In contrast, OPP-investigated off-road vehicle (ORV) deaths are the lowest they have been in 11 years, with 11 people having died in 2014.

While the geography and terrain are vastly different for these two driver classes, there are a few common factors that place both of them at a higher risk of death than those who drive other types of motor vehicles.

Factor #1: Neither the motorcyclist nor ORV rider are restrained in these types of vehicles and ejection almost always occurs in the event of a crash.  

Did you know? 

  • Last year, all 11 people who died in ORV crashes and all 32 of those who died in motorcycle crashes were ejected.
  • Ejection is one of the most injurious if not fatal events that can occur to a person in any type of vehicle crash and motorcycles and ORVs are no exception.
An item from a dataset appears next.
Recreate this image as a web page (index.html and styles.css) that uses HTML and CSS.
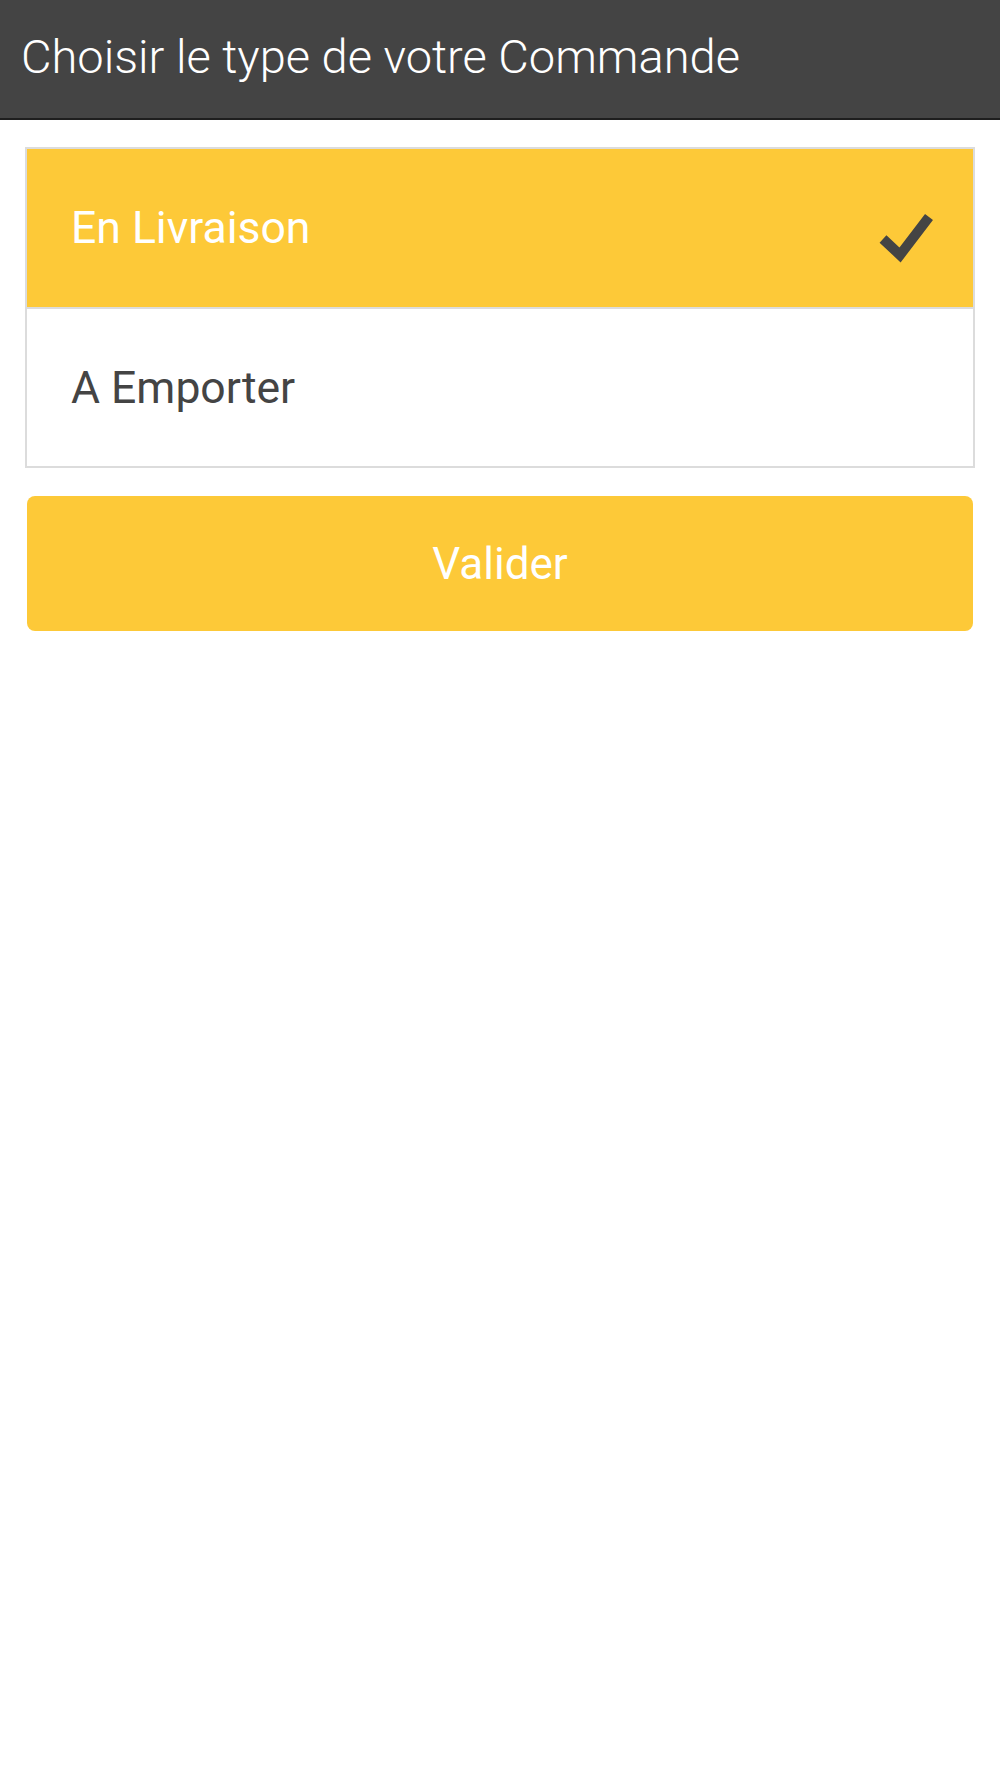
FILE: index.html
```html
<!DOCTYPE html>
<html lang="fr">

<head>
    <meta charset="UTF-8">
    <meta name="viewport" content="width=device-width, initial-scale=1.0">
    <title>Type de Commande</title>
    <link rel="stylesheet" href="styles.css">
</head>

<body>
    <div class="toolbar">
        <h1>Choisir le type de votre Commande</h1>
    </div>

    <div class="content">
        <ul class="choices">
            <li class="choice selected">
                <span>En Livraison</span>
                <svg class="check" width="60" height="60" viewBox="0 0 60 60">
                    <polyline points="8,36 25,52 54,14" fill="none" stroke="#444" stroke-width="10" />
                </svg>
            </li>
            <li class="choice">
                <span>A Emporter</span>
            </li>
        </ul>

        <button type="button" class="validate">Valider</button>
    </div>
</body>
</html>
```

FILE: styles.css
```css
body {
    font-family: 'Roboto', 'Liberation Sans', sans-serif;
    margin: 0;
    padding: 0;
    background-color: #fff;
}

.toolbar {
    height: 120px;
    box-sizing: border-box;
    background-color: #444;
    border-bottom: 2px solid #1e1e1e;
    display: flex;
    align-items: center;
    padding: 0 0 6px 21px;
}

.toolbar h1 {
    margin: 0;
    font-size: 47px;
    font-weight: 300;
    color: #fff;
}

.content {
    padding: 27px 25px 0;
}

.choices {
    list-style: none;
    margin: 0;
    padding: 0;
    border: 2px solid #dcdcdc;
}

.choice {
    height: 158px;
    display: flex;
    align-items: center;
    justify-content: space-between;
    padding: 0 38px 0 44px;
    font-size: 44.5px;
    color: #444;
}

.choice + .choice {
    border-top: 2px solid #dcdcdc;
    height: 157px;
}

.choice.selected {
    background-color: #fdc938;
    color: #fff;
}

.check {
    margin-top: 10px;
}

.validate {
    display: block;
    width: calc(100% - 4px);
    height: 135px;
    margin: 28px 2px 0;
    background-color: #fdc938;
    color: #fff;
    border: none;
    border-radius: 8px;
    font-family: inherit;
    font-size: 44px;
    cursor: pointer;
}
```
The hard truth about crashes: bodies are soft, everything else is hard

  • When you are ejected from a motorcycle, ORV or any other type of motor vehicle, you become a flying projectile traveling at the same rate of speed as the vehicle was traveling at the time of the crash. This is also your rate of speed when your body makes contact with whatever surface/object (e.g. windshield, pavement, rock, tree, etc.) breaks your flight after you are ejected.

Another common factor has to do with driving behaviour rather than the vehicles.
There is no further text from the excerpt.